PROVIDED MATERIAL:
______________________________
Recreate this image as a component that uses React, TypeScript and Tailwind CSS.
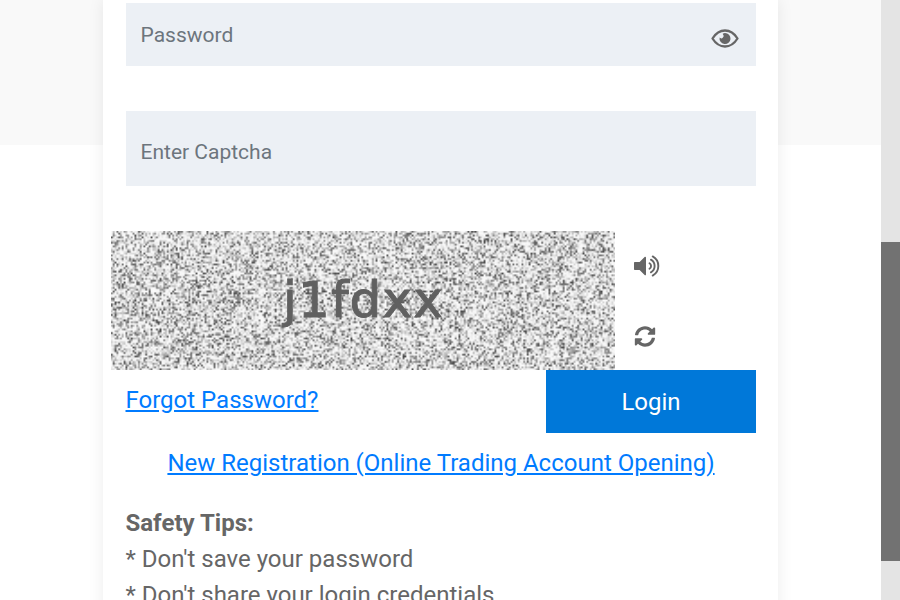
import { useEffect, useRef } from "react";
import { FaSyncAlt } from "react-icons/fa";

// Paints repeatable greyscale static behind the captcha characters.
function CaptchaNoise() {
  const ref = useRef<HTMLCanvasElement>(null);
  useEffect(() => {
    const ctx = ref.current?.getContext("2d");
    if (!ctx) return;
    const w = 280;
    const h = 77;
    const image = ctx.createImageData(w, h);
    let seed = 90210;
    for (let i = 0; i < w * h; i++) {
      seed = (Math.imul(seed, 1664525) + 1013904223) >>> 0;
      const r = seed / 4294967296;
      const v = 250 - Math.pow(r, 2.8) * 180;
      image.data[i * 4] = v;
      image.data[i * 4 + 1] = v;
      image.data[i * 4 + 2] = v;
      image.data[i * 4 + 3] = 255;
    }
    ctx.putImageData(image, 0, 0);
  }, []);
  return <canvas ref={ref} width={280} height={77} className="absolute inset-0 h-full w-full" />;
}

function EyeIcon() {
  return (
    <svg viewBox="0 0 28 19" className="absolute right-[17px] top-[26px] h-[19px] w-[28px]" fill="none">
      <path
        d="M1.5 9.5C4.8 4.2 9 1.5 14 1.5s9.2 2.700 12.500 8c-3.300 5.300-7.500 8-12.500 8S4.800 14.800 1.500 9.500Z"
        stroke="currentColor"
        strokeWidth="2.300"
        strokeLinejoin="round"
      />
      <path d="M14 4.100a5.500 5.500 0 1 1-5.400 4.500 2.100 2.100 0 0 0 3.300-3.400A2 2 0 0 0 11.700 4.700 5.500 5.500 0 0 1 14 4.100Z" fill="currentColor" />
    </svg>
  );
}

function SpeakerIcon() {
  return (
    <svg viewBox="0 0 26 22" className="h-[22px] w-[26px]" fill="none" stroke="currentColor" strokeWidth="1.900" strokeLinecap="round">
      <path d="M1 7h4.600l5-5c.6-.6 1.400-.2 1.400.6v16.800c0 .8-.8 1.200-1.400.6l-5-5H1c-.6 0-1-.4-1-1V8c0-.6.4-1 1-1Z" fill="currentColor" stroke="none" />
      <path d="M15.500 8.200a3.300 3.300 0 0 1 0 5.600M16.900 4.700a7.200 7.200 0 0 1 0 12.600M18.700 1.400a11 11 0 0 1 0 19.200" />
    </svg>
  );
}

const field =
  "block w-full bg-[#ecf0f5] pl-[15px] text-[21px] leading-6 text-[#6c757d] placeholder:text-[#6c757d] placeholder:opacity-100 outline-none";

export default function App() {
  return (
    <div className="flex h-[600px] w-[900px] overflow-hidden bg-white font-['Roboto','Liberation_Sans',sans-serif] text-[#666]">
      <div className="flex w-[881px] bg-[linear-gradient(#f9f9f9_145px,white_145px)] pl-[103px]">
        <main className="h-[620px] w-[675px] bg-white px-[22.5px] pt-[3px] shadow-[0_0_15px_rgba(0,0,0,0.08)]">
          <div className="relative">
            <input className={`${field} h-[63px]`} placeholder="Password" type="password" />
            <EyeIcon />
          </div>
          <input className={`${field} mt-[45px] h-[75px] pt-[7px]`} placeholder="Enter Captcha" />

          <div className="-ml-[14.5px] mt-[45px] flex h-[139px]">
            <div className="relative w-[504px] overflow-hidden">
              <CaptchaNoise />
              <span className="absolute left-[172px] top-[40px] font-['DejaVu_Sans'] text-[50px] leading-[58px] tracking-[1.1px] text-[#606060] blur-[0.6px] [-webkit-text-stroke:1px_#606060]">
                j1fdxx
              </span>
            </div>
            <div className="ml-[19px] flex flex-col pt-6">
              <SpeakerIcon />
              <FaSyncAlt className="mt-[49px] h-[21px] w-[22px]" />
            </div>
          </div>

          <div className="flex h-[63px] items-start justify-between">
            <a className="mt-3 text-2xl leading-9 text-[#007bff] underline" href="#">Forgot Password?</a>
            <button className="h-[63px] w-[210px] bg-[#0078d9] pl-px text-2xl text-white">Login</button>
          </div>
          <div className="mt-3 pl-px text-center text-2xl leading-9">
            <a className="text-[#007bff] underline" href="#">New Registration (Online Trading Account Opening)</a>
          </div>
          <div className="mt-6 text-2xl leading-9">
            <b>Safety Tips:</b>
            <p>* Don't save your password</p>
            <p>* Don't share your login credentials</p>
          </div>
        </main>
      </div>
      <div className="h-full w-[19px] bg-[#e4e4e4] pt-[242px]">
        <div className="h-[319px] bg-[#727272]" />
      </div>
    </div>
  );
}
______________________________
WHAT TO PRODUCE:
Repeat all the data as it stands, dropping any images it holds.

FULL OUTPUT:
Recreate this image as a component that uses React, TypeScript and Tailwind CSS.
import { useEffect, useRef } from "react";
import { FaSyncAlt } from "react-icons/fa";

// Paints repeatable greyscale static behind the captcha characters.
function CaptchaNoise() {
  const ref = useRef<HTMLCanvasElement>(null);
  useEffect(() => {
    const ctx = ref.current?.getContext("2d");
    if (!ctx) return;
    const w = 280;
    const h = 77;
    const image = ctx.createImageData(w, h);
    let seed = 90210;
    for (let i = 0; i < w * h; i++) {
      seed = (Math.imul(seed, 1664525) + 1013904223) >>> 0;
      const r = seed / 4294967296;
      const v = 250 - Math.pow(r, 2.8) * 180;
      image.data[i * 4] = v;
      image.data[i * 4 + 1] = v;
      image.data[i * 4 + 2] = v;
      image.data[i * 4 + 3] = 255;
    }
    ctx.putImageData(image, 0, 0);
  }, []);
  return <canvas ref={ref} width={280} height={77} className="absolute inset-0 h-full w-full" />;
}

function EyeIcon() {
  return (
    <svg viewBox="0 0 28 19" className="absolute right-[17px] top-[26px] h-[19px] w-[28px]" fill="none">
      <path
        d="M1.5 9.5C4.8 4.2 9 1.5 14 1.5s9.2 2.700 12.500 8c-3.300 5.300-7.500 8-12.500 8S4.800 14.800 1.500 9.500Z"
        stroke="currentColor"
        strokeWidth="2.300"
        strokeLinejoin="round"
      />
      <path d="M14 4.100a5.500 5.500 0 1 1-5.400 4.500 2.100 2.100 0 0 0 3.300-3.400A2 2 0 0 0 11.700 4.700 5.500 5.500 0 0 1 14 4.100Z" fill="currentColor" />
    </svg>
  );
}

function SpeakerIcon() {
  return (
    <svg viewBox="0 0 26 22" className="h-[22px] w-[26px]" fill="none" stroke="currentColor" strokeWidth="1.900" strokeLinecap="round">
      <path d="M1 7h4.600l5-5c.6-.6 1.400-.2 1.400.6v16.800c0 .8-.8 1.200-1.400.6l-5-5H1c-.6 0-1-.4-1-1V8c0-.6.4-1 1-1Z" fill="currentColor" stroke="none" />
      <path d="M15.500 8.200a3.300 3.300 0 0 1 0 5.600M16.900 4.700a7.200 7.200 0 0 1 0 12.600M18.700 1.400a11 11 0 0 1 0 19.200" />
    </svg>
  );
}

const field =
  "block w-full bg-[#ecf0f5] pl-[15px] text-[21px] leading-6 text-[#6c757d] placeholder:text-[#6c757d] placeholder:opacity-100 outline-none";

export default function App() {
  return (
    <div className="flex h-[600px] w-[900px] overflow-hidden bg-white font-['Roboto','Liberation_Sans',sans-serif] text-[#666]">
      <div className="flex w-[881px] bg-[linear-gradient(#f9f9f9_145px,white_145px)] pl-[103px]">
        <main className="h-[620px] w-[675px] bg-white px-[22.5px] pt-[3px] shadow-[0_0_15px_rgba(0,0,0,0.08)]">
          <div className="relative">
            <input className={`${field} h-[63px]`} placeholder="Password" type="password" />
            <EyeIcon />
          </div>
          <input className={`${field} mt-[45px] h-[75px] pt-[7px]`} placeholder="Enter Captcha" />

          <div className="-ml-[14.5px] mt-[45px] flex h-[139px]">
            <div className="relative w-[504px] overflow-hidden">
              <CaptchaNoise />
              <span className="absolute left-[172px] top-[40px] font-['DejaVu_Sans'] text-[50px] leading-[58px] tracking-[1.1px] text-[#606060] blur-[0.6px] [-webkit-text-stroke:1px_#606060]">
                j1fdxx
              </span>
            </div>
            <div className="ml-[19px] flex flex-col pt-6">
              <SpeakerIcon />
              <FaSyncAlt className="mt-[49px] h-[21px] w-[22px]" />
            </div>
          </div>

          <div className="flex h-[63px] items-start justify-between">
            <a className="mt-3 text-2xl leading-9 text-[#007bff] underline" href="#">Forgot Password?</a>
            <button className="h-[63px] w-[210px] bg-[#0078d9] pl-px text-2xl text-white">Login</button>
          </div>
          <div className="mt-3 pl-px text-center text-2xl leading-9">
            <a className="text-[#007bff] underline" href="#">New Registration (Online Trading Account Opening)</a>
          </div>
          <div className="mt-6 text-2xl leading-9">
            <b>Safety Tips:</b>
            <p>* Don't save your password</p>
            <p>* Don't share your login credentials</p>
          </div>
        </main>
      </div>
      <div className="h-full w-[19px] bg-[#e4e4e4] pt-[242px]">
        <div className="h-[319px] bg-[#727272]" />
      </div>
    </div>
  );
}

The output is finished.